La politique des drogues s’est inventée au XIXe siècle pour répondre à la multiplication des échanges internationaux, à l’invention de produits de plus en plus puissants et à l’industrialisation et la commercialisation d’une production de masse. Il faut y ajouter une demande sans cesse croissante de psychotropes diversifiés. Avec les barbituriques, les amphétamines et les anxiolytiques, l’industrie pharmaceutique y pourvoit et offre aux hommes la possibilité de contrôler leurs états de conscience, supprimer toute douleur, s’endormir ou s’éveiller, améliorer ses performances ou jouir d’un état de bien-être. à partir de la fin des années soixante, les jeunes vont explorer de nouveaux usages, pour exacerber leurs sensations ou les anesthésier, se conformer ou se singulariser, faciliter leurs relations affectives et sexuelles ou se retirer dans leur monde intérieur.
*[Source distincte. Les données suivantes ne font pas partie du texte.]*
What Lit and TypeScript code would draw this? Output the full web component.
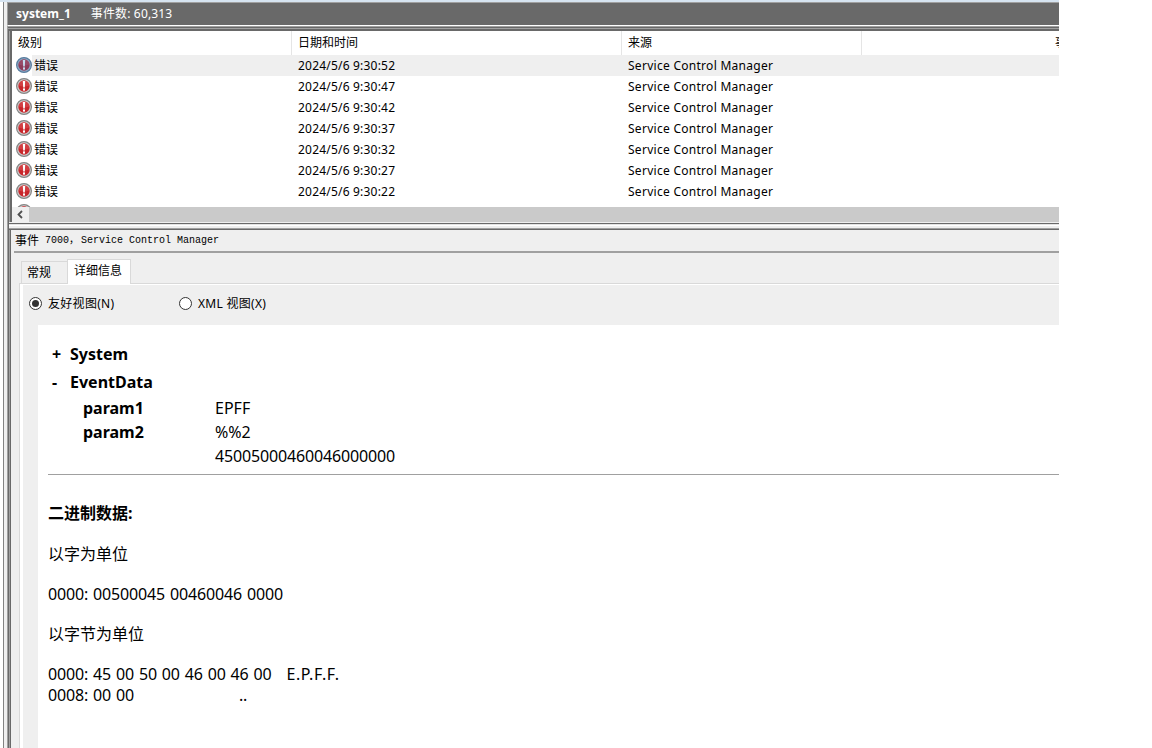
import { LitElement, css, html, svg } from 'lit'
import { customElement, property } from 'lit/decorators.js'

const times = ['9:30:52', '9:30:47', '9:30:42', '9:30:37', '9:30:32', '9:30:27', '9:30:22']

@customElement('error-icon')
export class ErrorIcon extends LitElement {
  @property({ type: Boolean }) selected = false

  static styles = css`
    :host {
      display: block;
      width: 16px;
      height: 16px;
    }
    svg {
      display: block;
    }
  `

  render() {
    const ring = this.selected ? '#587c9e' : '#858585'
    const light = this.selected ? '#8fabc6' : '#cfcfcf'
    const fill = this.selected ? '#8d3b5b' : '#c8262b'
    const glow = this.selected ? '#a7617c' : '#e0666a'
    const mark = this.selected ? '#c5dcf0' : '#ffffff'
    return html`
      <svg width="16" height="16" viewBox="0 0 16 16">
        ${svg`
          <circle cx="8" cy="8" r="7.4" fill=${light} stroke=${ring} stroke-width="1.2" />
          <circle cx="8" cy="8" r="5.7" fill=${fill} />
          <path d="M2.6 7.6a5.4 5.4 0 0 1 10.8 0Q8 9.5 2.6 7.6z" fill=${glow} opacity="0.4" />
          <path d="M6.8 3h2.4l-.4 6.4H7.2z" fill=${mark} />
          <rect x="7" y="10.4" width="2" height="2.2" fill=${mark} />
        `}
      </svg>
    `
  }
}

@customElement('event-row')
export class EventRow extends LitElement {
  @property() time = ''
  @property({ type: Boolean }) selected = false

  static styles = css`
    :host {
      display: block;
    }
    .row {
      display: grid;
      grid-template-columns: 18px 264px 330px 1fr;
      height: 21px;
      line-height: 21px;
      padding-left: 4px;
    }
    .selected {
      background: linear-gradient(to right, #fff 20px, #efefef 20px);
    }
    error-icon {
      margin-top: 2px;
    }
    .time {
      letter-spacing: 0.2px;
    }
    .source {
      letter-spacing: 0.28px;
    }
  `

  render() {
    return html`
      <div class="row ${this.selected ? 'selected' : ''}">
        <error-icon .selected=${this.selected}></error-icon>
        <span><slot></slot></span>
        <span class="time">2024/5/6 ${this.time}</span>
        <span class="source">Service Control Manager</span>
      </div>
    `
  }
}

@customElement('app-root')
export class AppRoot extends LitElement {
  static styles = css`
    :host {
      display: block;
      width: 1152px;
      height: 748px;
      overflow: hidden;
      background: #fff;
      color: #000;
      font: 12px 'Noto Sans', 'Noto Sans CJK SC', sans-serif;
    }
    .window {
      box-sizing: border-box;
      display: flex;
      width: 1059px;
      height: 748px;
      border-top: 2px solid #d6e4f1;
      background: #efefef;
      white-space: nowrap;
      overflow: hidden;
    }
    .tree {
      flex: none;
      width: 3px;
      margin-right: 3px;
      background: #fff;
      border-right: 1px solid #828282;
    }
    .main {
      flex: 1;
      min-width: 0;
      display: flex;
      flex-direction: column;
      background: linear-gradient(to right, #a0a0a0 1px, #696969 1px 2px, #efefef 2px);
    }
    .title {
      flex: none;
      display: flex;
      gap: 20px;
      height: 22px;
      line-height: 21px;
      padding-left: 8px;
      border: solid #a0a0a0;
      border-width: 1px 0 0 1px;
      border-bottom: 1px solid #fff;
      background: #696969;
      color: #fff;
    }
    .title span {
      letter-spacing: 0.15px;
    }
    .frame-top {
      flex: none;
      height: 5px;
      margin-left: 1px;
      background: linear-gradient(#a0a0a0 1px, #696969 1px 2px, #a0a0a0 2px 3px, #696969 3px);
    }
    .list {
      flex: none;
      height: 191px;
      margin-left: 2px;
      padding-left: 2px;
      border-left: 1px solid #a0a0a0;
      background: #696969;
      overflow: hidden;
    }
    .head {
      display: grid;
      grid-template-columns: 279px 329px 239px 1fr;
      gap: 1px;
      height: 24px;
      line-height: 23px;
      background: #e5e5e5;
    }
    .head span {
      padding-left: 6px;
      background: #fff;
      overflow: hidden;
    }
    .head .clip {
      padding-left: 193px;
    }
    .rows {
      height: 152px;
      background: #fff;
      overflow: hidden;
    }
    .next {
      padding: 2px 0 0 4px;
    }
    .scroll {
      height: 15px;
      background: linear-gradient(to right, #efefef 17px, #cacaca 17px);
    }
    .scroll svg {
      display: block;
    }
    .split {
      flex: none;
      height: 8px;
      margin-left: 2px;
      background: linear-gradient(#efefef 1px, #696969 1px 2px, #e3e3e3 2px 3px, #fff 3px 4px, #efefef 4px 6px, #a0a0a0 6px 7px, #696969 7px);
    }
    .detail {
      flex: 1;
      min-height: 0;
      display: flex;
      flex-direction: column;
      margin-left: 2px;
      padding-left: 1px;
      border-left: 1px solid #a0a0a0;
      box-shadow: inset 1px 0 #696969;
    }
    .caption {
      flex: none;
      display: flex;
      height: 21px;
      margin-left: 3px;
      padding-left: 1px;
      border-bottom: 2px solid #a0a0a0;
      line-height: 22px;
    }
    .mono {
      font: 10px/22px 'Liberation Mono', 'Noto Sans CJK SC', monospace;
      white-space: pre;
    }
    .comma {
      width: 12px;
    }
    .tabs {
      flex: none;
      display: flex;
      align-items: flex-end;
      height: 30px;
      padding-left: 10px;
    }
    .tab {
      box-sizing: border-box;
      width: 46px;
      height: 22px;
      line-height: 21px;
      padding-left: 5px;
      border: 1px solid #d9d9d9;
      border-bottom: 0;
      border-right: 0;
    }
    .tab.active {
      width: 64px;
      height: 25px;
      padding-left: 6px;
      line-height: 22px;
      border-right: 1px solid #d9d9d9;
      background: #fff;
      margin-bottom: -1px;
      z-index: 1;
    }
    .page {
      flex: 1;
      min-height: 0;
      display: flex;
      flex-direction: column;
      margin-left: 8px;
      border: solid #d9d9d9;
      border-width: 1px 0 0 1px;
      box-shadow: inset 3px 1px #fff;
    }
    .radios {
      box-sizing: border-box;
      flex: none;
      display: flex;
      height: 41px;
      padding: 0 0 3px 9px;
      align-items: center;
    }
    .radio {
      display: flex;
      align-items: center;
      width: 150px;
      gap: 6px;
      letter-spacing: 0.3px;
    }
    .doc {
      flex: 1;
      margin-left: 18px;
      padding: 16px 0 0 10px;
      background: #fff;
      font-size: 16px;
    }
    .node {
      display: grid;
      grid-template-columns: 18px 1fr;
      height: 28px;
      line-height: 26px;
      padding-left: 4px;
      font-weight: bold;
    }
    .params {
      margin-top: -1px;
    }
    .param {
      display: grid;
      grid-template-columns: 132px 1fr;
      height: 24px;
      line-height: 24px;
      padding-left: 35px;
    }
    .digits {
      letter-spacing: -0.15px;
      word-spacing: 0.9px;
    }
    .binary {
      margin-top: 6px;
      padding-top: 28px;
      border-top: 1px solid #a0a0a0;
    }
    .binary p {
      height: 21px;
      line-height: 21px;
      margin: 0 0 19px;
    }
    .binary .heading {
      margin-bottom: 20px;
    }
    .binary .tight {
      margin: 0;
    }
    .ascii {
      margin-left: 15px;
      letter-spacing: 0.6px;
    }
    .far {
      margin-left: 105px;
    }
  `

  radio(label: string, checked: boolean) {
    return html`
      <span class="radio">
        <svg width="13" height="13" viewBox="0 0 13 13">
          <circle cx="6.5" cy="6.5" r="6" fill="#fff" stroke="#333" />
          ${checked ? svg`<circle cx="6.5" cy="6.5" r="3.5" fill="#333" />` : ''}
        </svg>
        <span>${label}</span>
      </span>
    `
  }

  render() {
    return html`
      <div class="window">
        <div class="tree"></div>
        <div class="main">
          <div class="title"><b>system_1</b><span>事件数: 60,313</span></div>
          <div class="frame-top"></div>
          <div class="list">
            <div class="head">
              <span>级别</span><span>日期和时间</span><span>来源</span><span class="clip">事</span>
            </div>
            <div class="rows">
              ${times.map((t, i) => html`<event-row .time=${t} .selected=${i === 0}>错误</event-row>`)}
              <div class="next"><error-icon></error-icon></div>
            </div>
            <div class="scroll">
              <svg width="17" height="15" viewBox="0 0 17 15">
                <path d="M10 4L6.5 7.5L10 11" fill="none" stroke="#505050" stroke-width="1.8" />
              </svg>
            </div>
          </div>
          <div class="split"></div>
          <div class="detail">
            <div class="caption">
              <span>事件</span>
              <span class="mono"> 7000</span>
              <span class="mono comma">，</span>
              <span class="mono">Service Control Manager</span>
            </div>
            <div class="tabs">
              <span class="tab">常规</span>
              <span class="tab active">详细信息</span>
            </div>
            <div class="page">
              <div class="radios">${this.radio('友好视图(N)', true)}${this.radio('XML 视图(X)', false)}</div>
              <div class="doc">
                <div class="node"><span>+</span><span>System</span></div>
                <div class="node"><span>-</span><span>EventData</span></div>
                <div class="params">
                  <div class="param"><b>param1</b><span>EPFF</span></div>
                  <div class="param"><b>param2</b><span>%%2</span></div>
                  <div class="param"><b></b><span class="digits">45005000460046000000</span></div>
                </div>
                <div class="binary">
                  <p class="heading"><b>二进制数据:</b></p>
                  <p>以字为单位</p>
                  <p class="digits">0000: 00500045 00460046 0000</p>
                  <p>以字节为单位</p>
                  <p class="digits tight">0000: 45 00 50 00 46 00 46 00<span class="ascii">E.P.F.F.</span></p>
                  <p class="digits tight">0008: 00 00<span class="far">..</span></p>
                </div>
              </div>
            </div>
          </div>
        </div>
      </div>
    `
  }
}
Ces consommations vont terroriser leurs parents et le débat public, focalisé sur les drogues illicites, a masqué l’extraordinaire expansion des drogues licites. Jamais les hommes n’ont consommé aussi massivement des produits psychotropes au point que l’historien David Courtwright considère que cette « révolution psychoactive » participe de la construction du monde moderne. La santé publique exigerait de traiter chacun des psychotropes en fonction de la réalité des risques liés à l’usage et l’abus, mais cette approche de raison devra s’affronter aux énormes profits des trusts pour les drogues légales et des organisations trafiquantes pour les drogues illicites. Nous en sommes encore très loin : à la fin des années soixante, un nouveau chapitre s’ouvre avec le renforcement continu de la prohibition internationale.